The Edge Act is a case study for evaluating the longstanding desire to ensure that U.S. banks remain globally dominant. The results of eroding geographic and activity limitations include exposure to evolving risks—including sovereign debt crises, commodity price shocks, currency market risks, money laundering, derivatives dealing, and the growing use of financial sanctions—as well as increasing financialization, and an historic global financial crisis. As the experience of the Edge Act demonstrates, claims about the value of financial deregulation and its connection to international competitiveness should be treated with skepticism.

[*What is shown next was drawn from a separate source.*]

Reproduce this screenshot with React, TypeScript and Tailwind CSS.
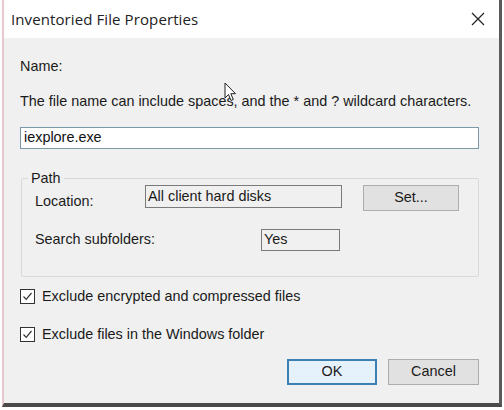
import { FC } from "react";

const font = { fontFamily: '"Liberation Sans", Arial, sans-serif' };

const Check: FC<{ label: string }> = ({ label }) => (
  <div className="flex items-center gap-[7px]">
    <div className="w-[15px] h-[15px] border border-[#333] bg-white flex items-center justify-center">
      <svg width="11" height="11" viewBox="0 0 11 11">
        <path d="M1.5 5.5 L4.2 8.3 L9.5 2" fill="none" stroke="#333" strokeWidth="1.2" />
      </svg>
    </div>
    <span className="text-[14.4px] text-[#1a1a1a]">{label}</span>
  </div>
);

export default function App() {
  return (
    <div className="relative w-[504px] h-[410px] bg-white" style={font}>
      <div className="ml-[2px] w-[500px] h-[407px] border-l-2 border-l-[#e8c8cc] border-r-[3px] border-r-[#5a5a5a] border-b-[4px] border-b-[#4a4a4a] flex flex-col">
        <div className="h-[38px] bg-white flex items-center justify-between pl-[7px] pr-[14px] shrink-0">
          <span className="text-[15px] text-[#222] tracking-[0.1px]" style={{ fontFamily: '"Open Sans", "Noto Sans", sans-serif' }}>
            Inventoried File Properties
          </span>
          <svg width="14" height="14" viewBox="0 0 14 14">
            <path d="M1 1 L13 13 M13 1 L1 13" stroke="#222" strokeWidth="1.2" />
          </svg>
        </div>
        <div className="flex-1 bg-[#f0f0f0] pl-[16px] pr-[20px] pt-[19px] flex flex-col text-[14.4px]">
          <div className="text-[#1a1a1a] leading-[18px]">Name:</div>
          <div className="text-[#1a1a1a] leading-[18px] mt-[17px]">
            The file name can include spaces, and the * and ? wildcard characters.
          </div>
          <div className="mt-[17px] h-[22px] border border-[#7a9aa8] bg-white flex items-center pl-[3px] text-[#111]">
            iexplore.exe
          </div>
          <div className="relative mt-[29px] h-[99px] border border-[#d9d9d9] rounded-[2px] ml-[1px]">
            <span className="absolute -top-[10px] left-[6px] bg-[#f0f0f0] px-[3px] text-[#1a1a1a] leading-[18px]">
              Path
            </span>
            <div className="flex flex-col pl-[13px] pt-[6px]">
              <div className="flex items-start">
                <span className="w-[110px] text-[#1a1a1a] mt-[6px]">Location:</span>
                <div className="w-[197px] h-[23px] border border-[#7a7a7a] flex items-center pl-[2px] text-[#1a1a1a]">
                  All client hard disks
                </div>
                <div className="ml-[21px] w-[96px] h-[26px] border border-[#adadad] bg-[#e1e1e1] flex items-center justify-center text-[#1a1a1a]">
                  Set...
                </div>
              </div>
              <div className="flex items-center mt-[16px]">
                <span className="w-[226px] text-[#1a1a1a]">Search subfolders:</span>
                <div className="w-[79px] h-[22px] border border-[#7a7a7a] flex items-center pl-[2px] text-[#1a1a1a]">
                  Yes
                </div>
              </div>
            </div>
          </div>
          <div className="mt-[9px] flex flex-col gap-[16px]">
            <Check label="Exclude encrypted and compressed files" />
            <Check label="Exclude files in the Windows folder" />
          </div>
          <div className="flex justify-end gap-[11px] mt-[14px]">
            <div className="w-[90px] h-[26px] border-2 border-[#3c7fb1] bg-[#e5f1fb] flex items-center justify-center text-[#1a1a1a]">
              OK
            </div>
            <div className="w-[91px] h-[26px] border border-[#adadad] bg-[#e1e1e1] flex items-center justify-center text-[#1a1a1a]">
              Cancel
            </div>
          </div>
        </div>
      </div>
      <svg className="absolute left-[224px] top-[82px]" width="13" height="20" viewBox="0 0 13 20">
        <path d="M1 1 L1 16 L4.5 12.5 L7 18.5 L9.3 17.5 L6.8 11.7 L11.5 11.7 Z" fill="#fff" stroke="#222" strokeWidth="1" strokeLinejoin="round" />
      </svg>
    </div>
  );
}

The appropriate role of global financial institutions is likely to be an issue of continued relevance as the emergence of nascent digital asset markets and digital banking models challenge the spatial and conceptual borders of financial markets. Without a thorough reexamination of the purposes and functions of international banking as we know it, beginning with the Edge Act, global banks may continue to exploit legal structural complexity in the name of international competition. As the case of the Edge Act demonstrates, such opportunistic use of regulatory arbitrage exposes the public to significant financial risk.